Florian Wohlgemuths Nächte sind lang. Er muss hinter der Bar bleiben, bis die Gäste müde vom Tanzen sind, bis sie nichts mehr trinken wollen und nach Hause gehen. „Manchmal geht das bis um sechs Uhr morgens“, sagt Wohlgemuth. Das störe ihn aber nicht. An der Bar zu arbeiten, sei sehr unterhaltsam. Zum Beispiel versuche er oft zu erraten, was eine Person trinken möchte, schon bevor sie etwas bestellt hat: „Das klappt erstaunlich gut. Südländische Gäste bestellen sehr oft Jackie Cola. Jungs mit ganz kurzen Haaren Wodka, und einigen sieht man an, dass sie die Fahrer sind. Die wollen dann Red Bull“, sagt Florian Wohlgemuth und lächelt. Es sei allerdings nicht immer nur entspannend. Manchmal weigerten sich die Gäste, ihre Getränke zu zahlen, zerschmetterten ihre Gläser oder pöbelten. „Das kommt vor. Meistens versuche ich, die Leute zu beruhigen, in denen ich mit ihnen rede.
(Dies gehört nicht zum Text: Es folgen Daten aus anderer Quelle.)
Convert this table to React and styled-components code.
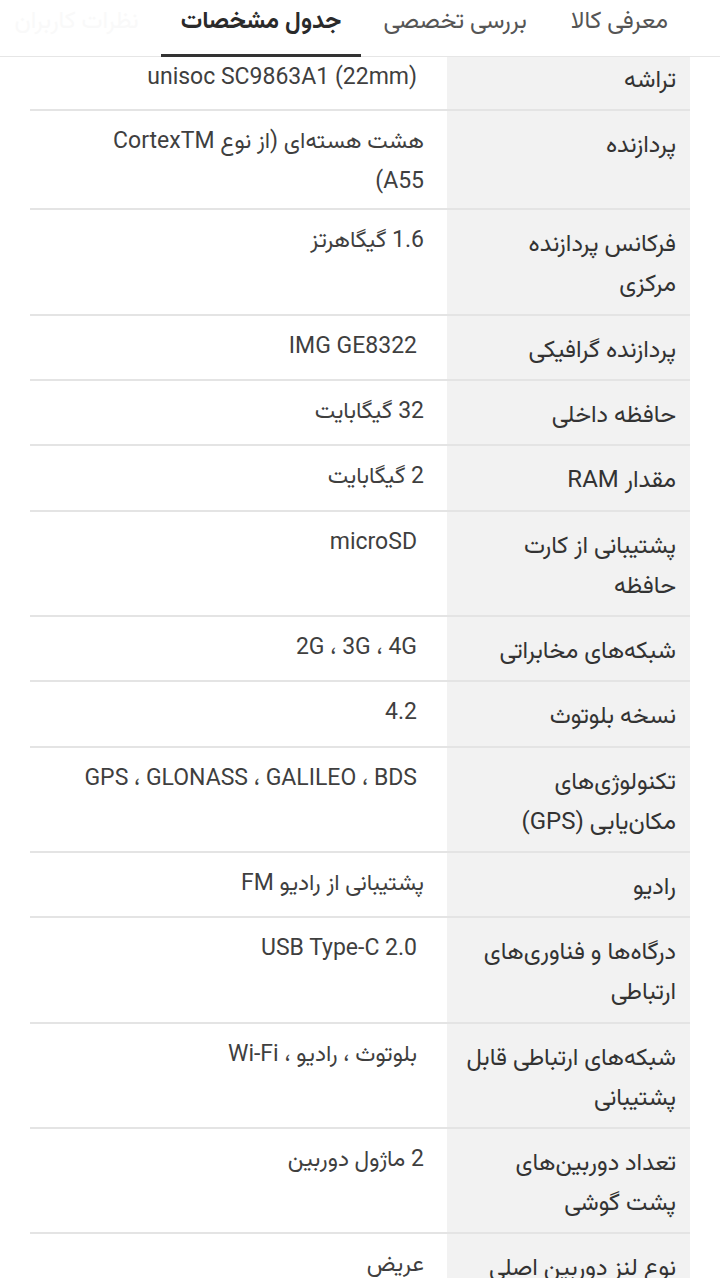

Aber richtig gefährlich wird es eigentlich nie“, sagt Florian Wohlgemuth und zeigt lächelnd auf einen Knopf hinter der Bar. „Wenn ich hier drauf drücke, dann alarmiert das die Türsteher. Die kommen sofort.“ Außerdem sind alle Bars videoüberwacht. „Das funktioniert sehr effektiv“, versichert die Geschäftsführerin Sonja Botterhus. Auf einem Bildschirm in ihrem Büro kann sie zwischen den verschiedenen Kameraeinstellungen wechseln und hat so meist alles im Blick.

Florian Wohlgemuth poliert ein paar Gläser und schaut zufrieden auf die volle Tanzfläche. Er vermisst es nicht, an den Wochenenden feiern zu gehen. „Wenn du im Nachtleben arbeitest, dann bist so mitten in der Party drin, so eng zusammen mit den ganzen Leuten, die hier feiern. Man hat dann das Gefühl, man war selbst Party machen – und dabei verdiene ich Geld.“ Seit vergangenem November sogar noch ein bisschen mehr. Denn Florian Wohlgemuth ist zum Bar-Chef aufgestiegen.